Beneath the shell is a treasure of gooey pale yellow translucent fruit bundled together against the foam interior walls.  Inside each pea sized pod is suspended a miniature brown seed, crunchy and edible.  These little blobs then attach to each other, a mass of alien eyes. 

I spoon out the pulp or, if I’m feeling particularly greedy, I gently prod the seeds to release them from the skin, tilt my head back, and let the fruit slide right into my watering mouth.  Sweet, tart, crunchy, silky- passion fruit seeds are a taste experience quite unlike any other.

Passion fruit are becoming easier to find in the US at stores that stock a special section for exotic produce.  When I’m not in a tropical climate, it is nice to give the fruit a little more attention worthy of its overseas journey than a simple “cut and slurp”. 

At a hotel I was recently given a dish of sorbet, topped with passion fruit seeds and ginger beer served in a martini glass.  At home this would be a simple, unusual dessert for a dinner party- store bought sorbet in lemon or orange, half a passion fruit per person, and some good ginger beer.  A cannot imagine a more elegant presentation to show off those delectable little seeds.

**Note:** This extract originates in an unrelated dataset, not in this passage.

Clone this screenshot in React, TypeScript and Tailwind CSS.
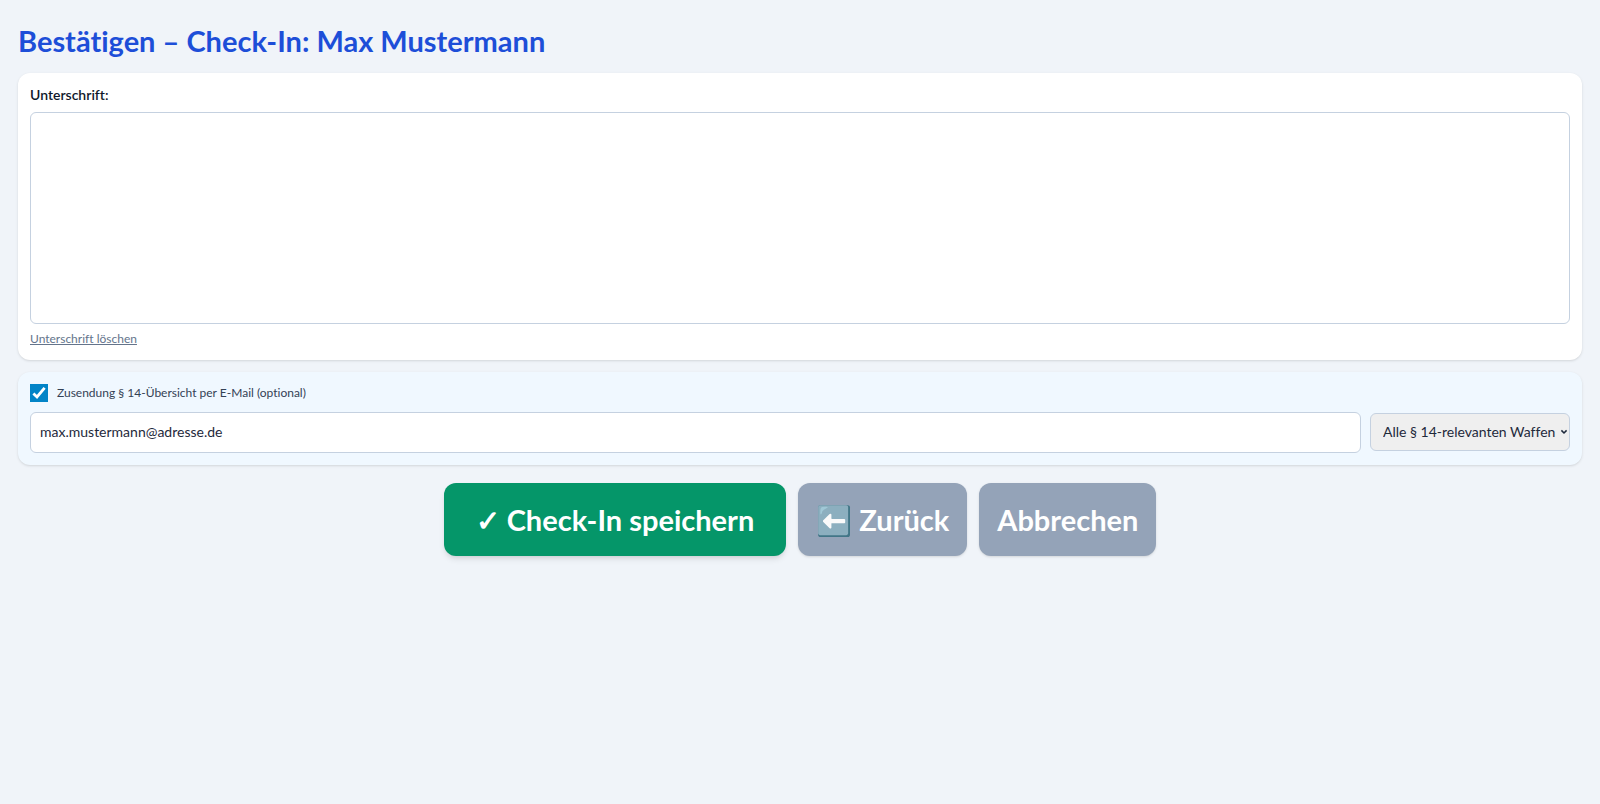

Then again, classy or not, eating them straight from the shell is pretty delicious too.

Passion Fruit Ginger Beer “Martini”
Serves: 6

1 pint lemon sorbet
3 passion fruit
1 ½ cup ginger beer
Mint leaves for garnish

Place a scoop of sorbet in each of six chilled martini glasses.  Remove the seeds from the passion fruit.  Divide up among glasses on top of the sorbet.  Top each glass with a couple of ounces of ginger beer each.  Garnish with mint leaves.  Serve immediately. 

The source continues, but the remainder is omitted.